* [MATERIAL PROVIDED]:
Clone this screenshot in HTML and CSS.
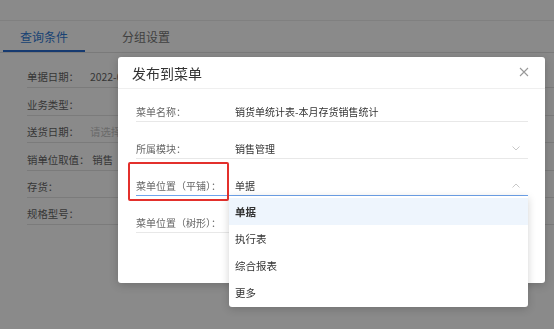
FILE: index.html
```html
<!DOCTYPE html>
<html lang="zh-CN">
<head>
  <meta charset="UTF-8" />
  <title>发布到菜单</title>
  <link rel="stylesheet" href="styles.css">
</head>
<body>
  <div class="page">
    <div class="topbar"></div>
    <div class="tabs">
      <span class="tab active">查询条件</span>
      <span class="tab">分组设置</span>
    </div>
    <div class="filters">
      <div class="filter"><span class="f-label">单据日期：</span><span class="f-value">2022-06</span></div>
      <div class="filter"><span class="f-label">业务类型：</span></div>
      <div class="filter"><span class="f-label">送货日期：</span><span class="f-value placeholder">请选择</span></div>
      <div class="filter"><span class="f-label">销单位取值：</span><span class="f-value">销售</span></div>
      <div class="filter"><span class="f-label">存货：</span></div>
      <div class="filter"><span class="f-label">规格型号：</span></div>
    </div>
  </div>

  <div class="mask"></div>

  <div class="dialog">
    <div class="dialog-head">
      <span class="dialog-title">发布到菜单</span>
      <svg class="close" width="10" height="10" viewBox="0 0 10 10">
        <path d="M1 1 L9 9 M9 1 L1 9" stroke="#999" stroke-width="1.1" fill="none" />
      </svg>
    </div>
    <div class="dialog-body">
      <div class="field">
        <span class="label">菜单名称：</span>
        <span class="value">销货单统计表-本月存货销售统计</span>
      </div>
      <div class="field">
        <span class="label">所属模块：</span>
        <span class="value">销售管理</span>
        <svg class="arrow" width="8" height="5" viewBox="0 0 8 5">
          <polyline points="0.5,0.5 4,4 7.5,0.5" stroke="#c8c8c8" stroke-width="1" fill="none" />
        </svg>
      </div>
      <div class="field open">
        <span class="label">菜单位置（平铺）：</span>
        <span class="value">单据</span>
        <svg class="arrow" width="8" height="5" viewBox="0 0 8 5">
          <polyline points="0.5,4.5 4,1 7.5,4.5" stroke="#c8c8c8" stroke-width="1" fill="none" />
        </svg>
        <div class="marker"></div>
        <ul class="options">
          <li class="selected">单据</li>
          <li>执行表</li>
          <li>综合报表</li>
          <li>更多</li>
        </ul>
      </div>
      <div class="field">
        <span class="label">菜单位置（树形）：</span>
      </div>
    </div>
  </div>
</body>
</html>
```

FILE: styles.css
```css
body {
  margin: 0;
  font-family: "Noto Sans CJK SC", "Noto Sans", sans-serif;
  background: #fff;
  color: #333;
  overflow: hidden;
}

/* page behind the dialog */
.page {
  height: 329px;
}
.topbar {
  height: 20px;
  border-bottom: 1px solid #ececec;
}
.tabs {
  display: flex;
  padding-left: 3px;
  border-bottom: 1px solid #e2e2e2;
}
.tab {
  font-size: 12px;
  line-height: 26px;
  padding: 3px 17px 0;
  border-bottom: 2px solid transparent;
  color: #777;
}
.tab + .tab {
  margin-left: 20px;
}
.tab.active {
  color: #2f7ad6;
  border-bottom-color: #2a6cd0;
}
.filters {
  padding: 8px 0 0 27px;
}
.filter {
  display: flex;
  height: 20px;
  padding-top: 6.4px;
  line-height: 20px;
  font-size: 10.4px;
  font-family: "Noto Sans CJK TC", "Noto Sans CJK SC", sans-serif;
  border-bottom: 1px solid #e4e4e4;
  color: #666;
}
.f-label {
  min-width: 60px;
  margin-right: 3px;
  white-space: nowrap;
}
.f-value {
  color: #666;
  white-space: nowrap;
}
.f-value.placeholder {
  color: #c4c4c4;
}

.mask {
  position: fixed;
  inset: 0;
  background: rgba(0, 0, 0, 0.46);
}

/* dialog */
.dialog {
  position: absolute;
  left: 118px;
  top: 57px;
  width: 427px;
  height: 226px;
  background: #fff;
  border-radius: 3px;
  box-shadow: 0 2px 10px rgba(0, 0, 0, 0.2);
}
.dialog-head {
  display: flex;
  align-items: center;
  justify-content: space-between;
  height: 31px;
  padding: 0 16px 0 14px;
  border-bottom: 1px solid #efefef;
}
.dialog-title {
  font-size: 14px;
  color: #333;
  padding-top: 1px;
}
.close {
  margin-top: -2px;
}
.dialog-body {
  padding: 0 17px 0 18px;
}
.field {
  position: relative;
  display: flex;
  align-items: center;
  height: 20px;
  padding-top: 16px;
  font-size: 10px;
  border-bottom: 1px solid #e8e8e8;
}
.field:first-child {
  padding-top: 12px;
}
.field.open {
  border-bottom-color: #6ea4ee;
}
.label {
  width: 99px;
  flex: none;
  color: #666;
  white-space: nowrap;
  font-family: "Noto Sans CJK TC", "Noto Sans CJK SC", sans-serif;
}
.value {
  flex: 1;
  color: #333;
  white-space: nowrap;
}
.arrow {
  margin-right: 8px;
}
.marker {
  position: absolute;
  left: -8px;
  top: 3px;
  width: 97px;
  height: 35px;
  border: 2px solid #e3302c;
  border-radius: 2px;
}
.options {
  position: absolute;
  left: 93px;
  top: 37px;
  width: 299px;
  margin: 0;
  padding: 2px 0 1px;
  list-style: none;
  background: #fff;
  border-radius: 0 0 3px 3px;
  box-shadow: 0 2px 8px rgba(0, 0, 0, 0.18);
  z-index: 2;
}
.options li {
  height: 27px;
  line-height: 27px;
  padding-left: 6px;
  font-size: 10.5px;
  color: #333;
}
.options li.selected {
  background: #eef5fd;
  font-weight: bold;
}
```
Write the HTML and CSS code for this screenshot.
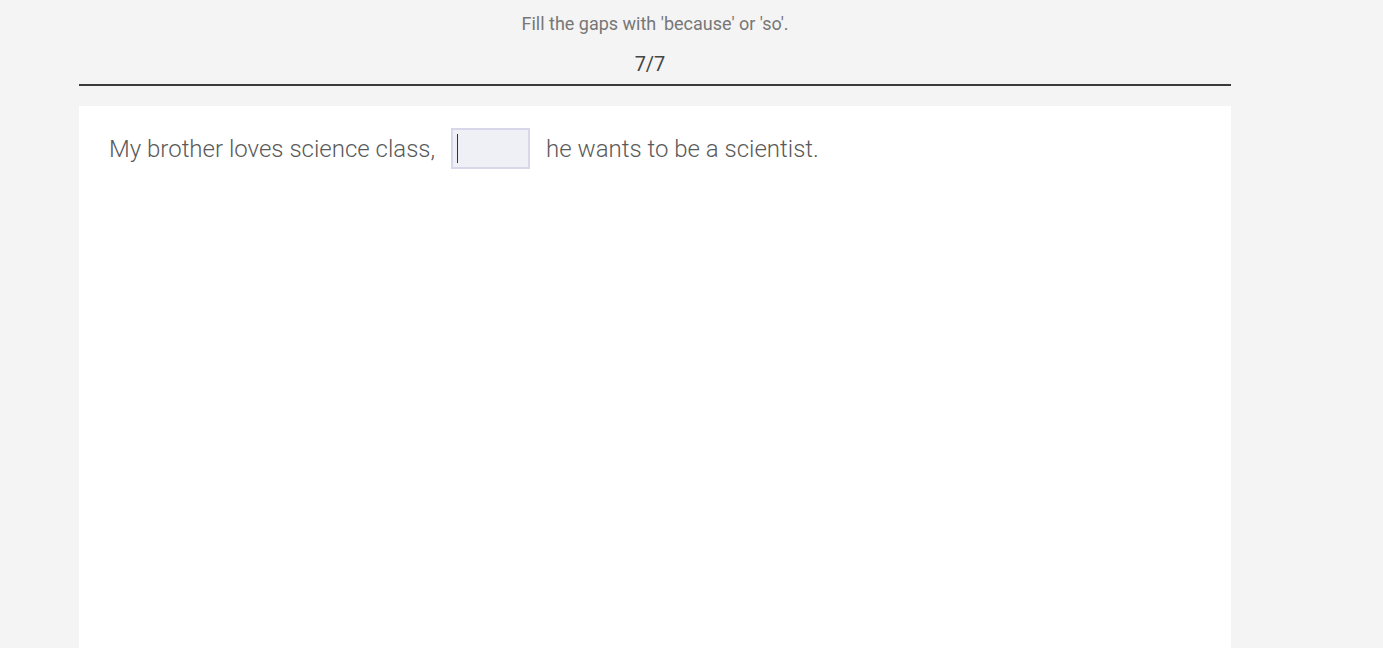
FILE: index.html
```html
<!DOCTYPE html>
<html lang="en">
  <head>
    <meta charset="UTF-8" />
    <meta name="viewport" content="width=device-width, initial-scale=1.0" />
    <title>Because or so</title>
    <link rel="stylesheet" href="styles.css">
  </head>
  <body>
    <div class="page">
      <div class="header">
        <div class="titlu">Fill the gaps with 'because' or 'so'.</div>
        <div class="progres">7/7</div>
      </div>
      <div class="panou">
        <p class="propozitie">
          <span>My brother loves science class,</span>
          <span class="gol"><span class="cursor"></span></span>
          <span>he wants to be a scientist.</span>
        </p>
      </div>
    </div>
  </body>
</html>
```
FILE: styles.css
```css
html,
body {
  margin: 0;
  font-family: Roboto, "Liberation Sans", Arial, sans-serif;
  background-color: #f4f4f4;
}

.page {
  width: 1152px;
  margin-left: 79px;
}

.header {
  text-align: center;
  padding-top: 13px;
  border-bottom: 2px solid #3a3a3a;
}

.titlu {
  font-size: 18px;
  line-height: 22px;
  color: #777;
}

.progres {
  font-size: 20px;
  line-height: 24px;
  color: #444;
  margin-top: 17px;
  padding-bottom: 8px;
  padding-right: 10px;
}

.panou {
  box-sizing: border-box;
  background-color: #fff;
  margin-top: 20px;
  min-height: calc(100vh - 106px);
  padding: 22px 30px;
}

.propozitie {
  margin: 0;
  display: flex;
  align-items: center;
  gap: 16px;
  font-size: 24px;
  font-weight: 300;
  color: #5a5a5a;
}

.gol {
  display: flex;
  align-items: center;
  width: 71px;
  height: 37px;
  background-color: #eef0f6;
  border: 2px solid #d6d8ea;
  padding-left: 4px;
}

.cursor {
  width: 1px;
  height: 29px;
  background-color: #333;
}
```
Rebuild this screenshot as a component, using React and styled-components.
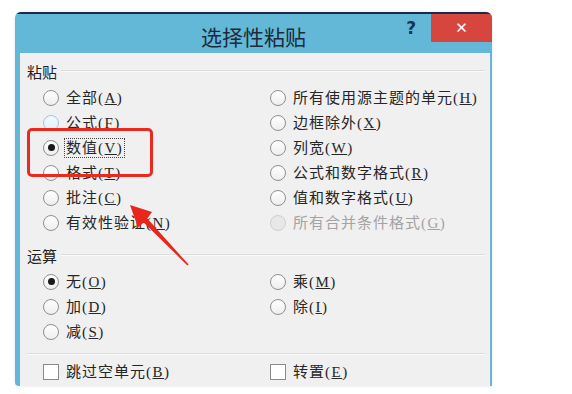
import React from 'react'
import styled, { createGlobalStyle } from 'styled-components'

const GlobalStyle = createGlobalStyle`
  html, body {
    margin: 0;
    background: #ffffff;
  }
  body {
    font-family: "Liberation Serif", "Noto Sans CJK SC", serif;
    color: #222;
  }
`

const pasteLeft = [
  { text: '全部', hotkey: 'A' },
  { text: '公式', hotkey: 'F', hover: true },
  { text: '数值', hotkey: 'V', checked: true, focus: true },
  { text: '格式', hotkey: 'T' },
  { text: '批注', hotkey: 'C' },
  { text: '有效性验证', hotkey: 'N' },
]

const pasteRight = [
  { text: '所有使用源主题的单元', hotkey: 'H' },
  { text: '边框除外', hotkey: 'X' },
  { text: '列宽', hotkey: 'W' },
  { text: '公式和数字格式', hotkey: 'R' },
  { text: '值和数字格式', hotkey: 'U' },
  { text: '所有合并条件格式', hotkey: 'G', disabled: true },
]

const opLeft = [
  { text: '无', hotkey: 'O', checked: true },
  { text: '加', hotkey: 'D' },
  { text: '减', hotkey: 'S' },
]

const opRight = [
  { text: '乘', hotkey: 'M' },
  { text: '除', hotkey: 'I' },
]

export default function App() {
  return (
    <Page>
      <GlobalStyle />
      <Dialog>
        <TitleBar>
          <span />
          <Title>选择性粘贴</Title>
          <Controls>
            <Help>?</Help>
            <CloseButton>✕</CloseButton>
          </Controls>
        </TitleBar>
        <Body>
          <GroupLabel>粘贴</GroupLabel>
          <Options>
            <Column>
              {pasteLeft.map(o => (
                <RadioOption key={o.hotkey} {...o} />
              ))}
            </Column>
            <Column>
              {pasteRight.map(o => (
                <RadioOption key={o.hotkey} {...o} />
              ))}
            </Column>
          </Options>

          <GroupLabel spaced>运算</GroupLabel>
          <Options>
            <Column>
              {opLeft.map(o => (
                <RadioOption key={o.hotkey} {...o} />
              ))}
            </Column>
            <Column>
              {opRight.map(o => (
                <RadioOption key={o.hotkey} {...o} />
              ))}
            </Column>
          </Options>

          <Divider />
          <Options>
            <Option>
              <CheckBox />
              <Label text="跳过空单元" hotkey="B" />
            </Option>
            <Option>
              <CheckBox />
              <Label text="转置" hotkey="E" />
            </Option>
          </Options>
        </Body>
      </Dialog>

      <Highlight />
      <Arrow width="80" height="80" viewBox="120 195 80 80">
        <polygon
          points="130,205 152,212 147.3,218.6 188.6,264.6 187.4,265.4 143.7,222.4 138,227.5"
          fill="#e8261c"
        />
      </Arrow>
    </Page>
  )
}

const Label = ({ text, hotkey, focus, disabled }) => (
  <LabelText focus={focus} disabled={disabled}>
    {text}
    <Key>
      (<u>{hotkey}</u>)
    </Key>
  </LabelText>
)

const RadioOption = ({ text, hotkey, checked, hover, focus, disabled }) => (
  <Option>
    <Radio checked={checked} hover={hover} disabled={disabled} />
    <Label text={text} hotkey={hotkey} focus={focus} disabled={disabled} />
  </Option>
)

const Page = styled.div`
  position: relative;
  width: 572px;
  height: 394px;
  padding: 12px 0 0 15px;
  box-sizing: border-box;
  overflow: hidden;
`

const Dialog = styled.div`
  width: 477px;
  height: 374px;
  display: flex;
  flex-direction: column;
  border-radius: 6px 6px 0 4px;
  overflow: hidden;
  box-shadow: 0 0 3px rgba(0, 0, 0, 0.12);
`

const TitleBar = styled.div`
  height: 41px;
  box-sizing: border-box;
  border-top: 2px solid #1b2a4a;
  background: #62b8d6;
  display: grid;
  grid-template-columns: 1fr auto 1fr;
  align-items: start;
`

const Title = styled.div`
  font-family: "Noto Sans CJK SC", sans-serif;
  font-size: 21px;
  color: #1e2a3a;
  line-height: 21px;
  padding-top: 12px;
`

const Controls = styled.div`
  display: flex;
  justify-content: flex-end;
  align-items: flex-start;
`

const Help = styled.div`
  font-family: "DejaVu Sans", sans-serif;
  font-weight: bold;
  font-size: 17px;
  line-height: 18px;
  color: #1c3350;
  padding-top: 5px;
  margin-right: 15px;
`

const CloseButton = styled.div`
  width: 61px;
  height: 28px;
  background: #d6463f;
  color: #fff;
  font-family: "DejaVu Sans", sans-serif;
  font-size: 15px;
  font-weight: bold;
  display: flex;
  align-items: center;
  justify-content: center;
`

const Body = styled.div`
  flex: 1;
  background: #f0f0f0;
  border-left: 5px solid #62b8d6;
  border-right: 2px solid #62b8d6;
  padding: 8px 5px 0 7px;
`

const GroupLabel = styled.div`
  display: flex;
  align-items: center;
  gap: 4px;
  height: 20px;
  font-family: "Noto Sans CJK SC", sans-serif;
  font-size: 15px;
  color: #222;
  margin-top: ${props => (props.spaced ? '10px' : '0')};

  &::after {
    content: '';
    flex: 1;
    height: 1px;
    background: #dcdcdc;
    border-bottom: 1px solid #fafafa;
  }
`

const Options = styled.div`
  display: grid;
  grid-template-columns: 227px 1fr;
  padding-left: 16px;
  margin-top: 4px;
`

const Column = styled.div`
  display: flex;
  flex-direction: column;
`

const Option = styled.div`
  display: flex;
  align-items: center;
  height: 25px;
  gap: 6px;
`

const Radio = styled.span`
  width: 16px;
  height: 16px;
  box-sizing: border-box;
  border-radius: 50%;
  border: 1px solid ${props => (props.disabled ? '#cfcfcf' : props.hover ? '#9cc8e6' : '#8f8f8f')};
  background: ${props =>
    props.disabled
      ? '#e8e8e8'
      : props.hover
      ? 'linear-gradient(#f4faff, #e2f0fa)'
      : 'linear-gradient(#ffffff, #eeeeee)'};
  display: flex;
  align-items: center;
  justify-content: center;
  flex-shrink: 0;

  &::after {
    content: '';
    display: ${props => (props.checked ? 'block' : 'none')};
    width: 7px;
    height: 7px;
    border-radius: 50%;
    background: #1a1a1a;
  }
`

const CheckBox = styled.span`
  width: 16px;
  height: 16px;
  box-sizing: border-box;
  border: 1px solid #8a8a8a;
  background: #fff;
  flex-shrink: 0;
`

const LabelText = styled.span`
  font-family: "Liberation Serif", "Noto Sans CJK SC", serif;
  font-size: 15px;
  letter-spacing: 1px;
  line-height: 18px;
  color: ${props => (props.disabled ? '#a3a3a3' : '#262626')};
  padding: 0 1px;
  outline: ${props => (props.focus ? '1px dotted #444' : 'none')};
  white-space: nowrap;
`

const Key = styled.span`
  letter-spacing: 1.5px;
`

const Divider = styled.div`
  height: 1px;
  background: #dcdcdc;
  border-bottom: 1px solid #fafafa;
  margin: 9px 0 4px;
`

const Highlight = styled.div`
  position: absolute;
  left: 27px;
  top: 128px;
  width: 126px;
  height: 49px;
  box-sizing: border-box;
  border: 3px solid #ea2a20;
  border-radius: 5px;
`

const Arrow = styled.svg`
  position: absolute;
  left: 120px;
  top: 195px;
`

* [TO BE DONE]: Wherever "screenshot" shows up in a line, copy that line.

* [OUTPUT]:
Clone this screenshot in HTML and CSS.
Write the HTML and CSS code for this screenshot.
Rebuild this screenshot as a component, using React and styled-components.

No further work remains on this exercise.